Eric Phillips and the memory warriors are pushing the idea that it is the current state, and not just the previous colonial powers, which should provide reparations to Africans. Certainly, the Europeans are obligated to compensate descendants of formerly enslaved people for this historical wrong to humanity. However, equating the post independent Guyanese state with the colonial state, and demanding reparations from the current state, instead of equity, amounts to double dipping and political bullyism.

In the same speech, he makes the outrageous claim that “Indians and their acolytes own 97 per cent of economy.” He then drew reference to the British Guiana Colonization Scheme of 1919 as evidence for the origin of this grand design. The implication is clear. He told his unsuspecting audience in Buxton that Britain was prepared to have British Guiana become an Indian Colony. He had brought this issue up before, and on December 16, 2019, I responded to his fabrications:

 “Eric extracted a singular event from the annals of Guyana’s history and deduced that a little-known British Guiana Colonization Scheme has influenced many [Indian] attitudes in today’s Guyana. There are two incontrovertible facts about the so-called ‘colonization’ scheme.  One, this scheme was part of a larger immigration plan initially supported by the planter class and some members of the British Guiana East Indian Association (BGEIA).  The plan to ‘colonize’ Guiana on behalf of India was not a plan proposed by Britain or India. Two, Britain never made any proposal “gifting” the colony of British Guiana to India (a colony Britain also controlled).  These are conjectures, easily refuted.”

“… the existing literature on the Indian girmitiyas (indentured labourers) to British Guiana, confirms that this “colonization” plan, part of an immigration proposal, did not materialize and did not receive serious consideration by Great Britain or British India.”

“W. Hewley Wharton (first Indian doctor) became the Secretary and JA Luckhoo (first Indian Guyanese legislator) was elected President of the BGEIA in 1919. Luckhoo and his colleagues initiated the scheme in an effort to forge closer ties with India.  These prominent Christian British-trained citizens could hardly be considered ‘extremists’. They were loyal British subjects. The immigration plan was seized upon by the planter class who viewed the scheme as an opportunity to address their plantation labour shortage, following the abolition of indentureship, at a time when the price of sugar was depressed. Attorney-General JJ Nunan, on December 5, 1919, in a meeting with the Secretary to the Government of India, explained that the plan was based upon the free immigration of Indian agricultural families to the Colony. India, in response, offered to send a number of deputations to investigate labour conditions in the Colony. Their findings were recorded in the Pillai-Tewary report of 1924, and the Kunwar Maharaj Singh report of 1925. Neither report considered the issue of ‘colonization’, but they addressed pressing issues like land settlement, repatriation, the political and economic status of Indians, the cultural needs of Hindus and Muslims and permanent Indian settlement.”

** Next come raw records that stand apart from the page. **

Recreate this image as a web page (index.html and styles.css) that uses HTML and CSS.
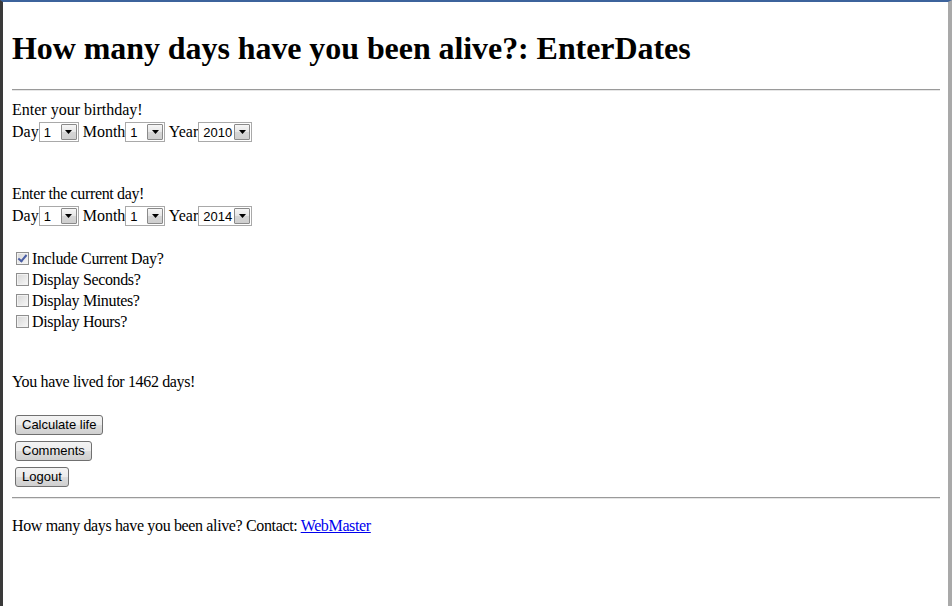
FILE: index.html
```html
<!DOCTYPE html>
<html>
<head>
<meta charset="utf-8">
<title>EnterDates</title>
<link rel="stylesheet" href="styles.css">
</head>
<body>
<div class="page">
  <h1 class="title">How many days have you been alive?: EnterDates</h1>
  <hr class="rule">
  <form class="form">
    <div class="label label-first">Enter your birthday!</div>
    <div class="daterow">Day<span class="select sel-small"><select><option>1</option></select><span class="arrow"><svg width="7" height="4" viewBox="0 0 7 4"><path d="M0 0H7L3.5 4Z" fill="#000"/></svg></span></span> Month<span class="select sel-small"><select><option>1</option></select><span class="arrow"><svg width="7" height="4" viewBox="0 0 7 4"><path d="M0 0H7L3.5 4Z" fill="#000"/></svg></span></span> Year<span class="select sel-year"><select><option>2010</option></select><span class="arrow"><svg width="7" height="4" viewBox="0 0 7 4"><path d="M0 0H7L3.5 4Z" fill="#000"/></svg></span></span></div>

    <div class="label label-gap">Enter the current day!</div>
    <div class="daterow">Day<span class="select sel-small"><select><option>1</option></select><span class="arrow"><svg width="7" height="4" viewBox="0 0 7 4"><path d="M0 0H7L3.5 4Z" fill="#000"/></svg></span></span> Month<span class="select sel-small"><select><option>1</option></select><span class="arrow"><svg width="7" height="4" viewBox="0 0 7 4"><path d="M0 0H7L3.5 4Z" fill="#000"/></svg></span></span> Year<span class="select sel-year"><select><option>2014</option></select><span class="arrow"><svg width="7" height="4" viewBox="0 0 7 4"><path d="M0 0H7L3.5 4Z" fill="#000"/></svg></span></span></div>

    <div class="checks">
      <label class="check"><input type="checkbox" checked>Include Current Day?</label>
      <label class="check"><input type="checkbox">Display Seconds?</label>
      <label class="check"><input type="checkbox">Display Minutes?</label>
      <label class="check"><input type="checkbox">Display Hours?</label>
    </div>

    <div class="result">You have lived for 1462 days!</div>

    <div class="buttons">
      <button type="button" class="btn">Calculate life</button>
      <button type="button" class="btn">Comments</button>
      <button type="button" class="btn">Logout</button>
    </div>
  </form>
  <hr class="rule rule-foot">
  <div class="footer">How many days have you been alive? Contact: <a href="#" class="link">WebMaster</a></div>
</div>
</body>
</html>
```

FILE: styles.css
```css
html, body {
  margin: 0;
  padding: 0;
  background: #ffffff;
}

body {
  font-family: "Liberation Serif", "Times New Roman", serif;
  font-size: 16px;
  color: #000;
}

.page {
  box-sizing: border-box;
  height: 606px;
  border-top: 2px solid #3c639c;
  border-left: 3px solid #3a3a3a;
  border-right: 4px solid #a9a9a9;
  padding: 8px 8px 0 9px;
  overflow: hidden;
}

.title {
  font-size: 32px;
  font-weight: bold;
  letter-spacing: -0.07px;
  margin: 20px 0 22px;
}

.rule {
  border: 0;
  height: 0;
  border-top: 1px solid #9a9a9a;
  border-bottom: 1px solid #e6e6e6;
  margin: 0 0 8px;
}

.form {
  padding-top: 2px;
}

.label {
  letter-spacing: -0.36px;
}

.label-first {
  letter-spacing: 0;
}

.label-gap {
  margin-top: 43px;
}

.daterow {
  display: flex;
  align-items: center;
  height: 20px;
  margin-top: 3px;
  white-space: pre;
}

.select {
  box-sizing: border-box;
  display: inline-flex;
  align-items: center;
  height: 20px;
  border: 1px solid #a9a9a9;
  background: #fff;
  padding: 0 1px 0 0;
}

.sel-small { width: 40px; }
.sel-year { width: 54px; }

.select select {
  appearance: none;
  -webkit-appearance: none;
  border: 0;
  outline: 0;
  background: transparent;
  font-family: "Liberation Sans", Arial, sans-serif;
  font-size: 13px;
  color: #000;
  padding: 0 0 0 4px;
  margin: 0;
  flex: 1;
  min-width: 0;
  height: 18px;
}

.arrow {
  box-sizing: border-box;
  width: 16px;
  height: 16px;
  border: 1px solid #8a8a8a;
  border-radius: 1px;
  background: linear-gradient(#f6f6f6 0%, #e6e6e6 50%, #d5d5d5 51%, #cfcfcf 100%);
  display: flex;
  align-items: center;
  justify-content: center;
}

.checks {
  margin-top: 22px;
}

.check {
  display: flex;
  align-items: center;
  height: 21px;
  letter-spacing: -0.36px;
}

.check input {
  appearance: none;
  -webkit-appearance: none;
  box-sizing: border-box;
  width: 13px;
  height: 13px;
  margin: 0 3px 0 4px;
  border: 1px solid #8f8f8f;
  background: linear-gradient(135deg, #d6d6d6, #f8f8f8);
  box-shadow: inset 0 0 0 1px #f2f2f2;
  position: relative;
}

.check input:checked::after {
  content: "";
  position: absolute;
  left: 3px;
  top: 0px;
  width: 3px;
  height: 7px;
  border-right: 2px solid #4a5ea4;
  border-bottom: 2px solid #4a5ea4;
  transform: rotate(40deg);
}

.result {
  margin-top: 41px;
  letter-spacing: -0.36px;
}

.buttons {
  display: flex;
  flex-direction: column;
  align-items: flex-start;
  gap: 6px;
  margin-top: 24px;
}

.btn {
  box-sizing: border-box;
  height: 20px;
  margin: 0 0 0 3px;
  padding: 0 6px;
  border: 1px solid #707070;
  border-radius: 3px;
  background: linear-gradient(#f3f3f3 0%, #ebebeb 50%, #dddddd 51%, #cfcfcf 100%);
  font-family: "Liberation Sans", Arial, sans-serif;
  font-size: 13px;
  color: #000;
  line-height: 16px;
}

.rule-foot {
  margin-top: 10px;
}

.footer {
  margin-top: 8px;
  padding-top: 10px;
  letter-spacing: -0.36px;
}

.link {
  color: #0000ee;
  text-decoration: underline;
}
```
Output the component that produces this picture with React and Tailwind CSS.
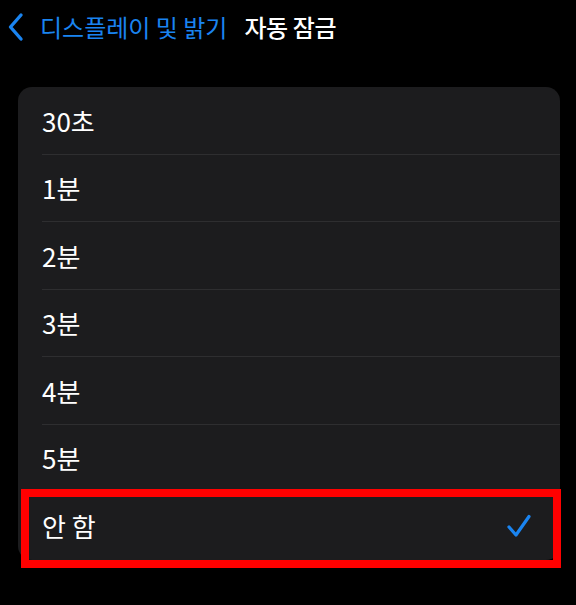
import React from "react";

const options = ["30초", "1분", "2분", "3분", "4분", "5분", "안 함"];
const selected = "안 함";

function Chevron() {
  return (
    <svg width="18" height="30" viewBox="0 0 18 30" fill="none">
      <path d="M14 3 L3.5 15 L14 27" stroke="#1a84f0" strokeWidth="3.4" strokeLinecap="round" strokeLinejoin="round" />
    </svg>
  );
}

function Check() {
  return (
    <svg width="26" height="26" viewBox="0 0 26 26" fill="none">
      <path d="M3 14 L10 22 L23 3.5" stroke="#1a84f0" strokeWidth="3.2" strokeLinecap="round" strokeLinejoin="round" />
    </svg>
  );
}

export default function App() {
  return (
    <div
      className="relative w-[576px] h-[605px] bg-black overflow-hidden"
      style={{ fontFamily: '"Noto Sans CJK KR", "Noto Sans", sans-serif' }}
    >
      {/* nav bar */}
      <div className="flex items-center h-[54px] pl-[7px] pb-[1px]">
        <Chevron />
        <span className="ml-[15px] text-[24px] text-[#1a84f0]">디스플레이 및 밝기</span>
        <span className="ml-[17px] text-[24px] text-white font-medium tracking-[-0.4px]">자동 잠금</span>
      </div>

      {/* option list */}
      <div className="ml-[18px] mt-[33px] w-[542px] rounded-[14px] bg-[#1c1c1e] overflow-hidden">
        {options.map((opt, i) => (
          <div key={opt} className="pl-[24px]">
            <div
              className={
                "flex items-center justify-between h-[67.5px] pr-[28px] " +
                (i < options.length - 1 ? "border-b border-[#2e2e30]" : "")
              }
            >
              <span className="text-[26px] text-white">{opt}</span>
              {opt === selected && <Check />}
            </div>
          </div>
        ))}
      </div>

      {/* highlight overlay */}
      <div className="absolute left-[21px] top-[489px] w-[540px] h-[79px] border-[8px] border-[#ff0000]" />
    </div>
  );
}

“The BGEIA wanted to secure ethnic balance and fair representation in government (goals they repeated at the 1938 centenary celebrations). The Negro Progress Convention (co-founded in 1921 by MEF Fredericks, a Buxtonian lawyer, and Theodore Nichols, a physician) called for the introduction of a similar migration ‘scheme’ to introduce Africans from West Africa and other parts of the West Indies into British Guiana. In December 1923, the Secretary of the NPC, EP Bruyning made it known that the proposed BGEIA immigration scheme was a ‘distinct act of discrimination’ against Africans who were entitled to ‘first consideration’.  Besides the NPC, Nathaniel Critchlow (also a founding member of the NPC), and his BGLU opposed the immigration scheme. Others in the BGEIA did too, but for different reasons. Francis Kawall (President of the BGEIA in 1923-24) argued that newly arrived Indian immigrants would make it difficult to bargain successfully for living wages. He suggested they concentrate on improving the living conditions of Indians already in Guiana. The immigration scheme was effectively dead by 1924-1925.”

“…Phillips claimed that this event ‘influenced many attitudes in today’s Guyana’. This is a startling contradiction, which in effect suggests that .01% of the population was so fixated on this singular issue (presumably mostly Africans) over time that it dramatically transformed the Guyanese political culture…there were other broader issues that divided African and Indian leaders at the time. These include the fear of a faster growing Indian population (which had established a majority by 1911), Ayube Edun’s disappointment that HN Critchlow’s BGLU could effectively represent the rural-based Indian sugar workers (prompting Edun to form the Man Power Citizens’ Associa-tion), and the struggle for universal adult suffrage. On May 30, 1944, during a Legislative Council debate in the Tenth Session of the Third Legislative Council of British Guiana, Critchlow gave a startling, albeit honest response, in order to provide justification for his objection to universal adult suffrage, reversing a position he held since 1925.  While these issues, in totality, laid the basis for African-Indian suspicions, they did not prevent ethnic entrepreneurs from working together for common cause.”

Eric’s inflamed statements make us wonder, as to who exactly is “smoking pot.”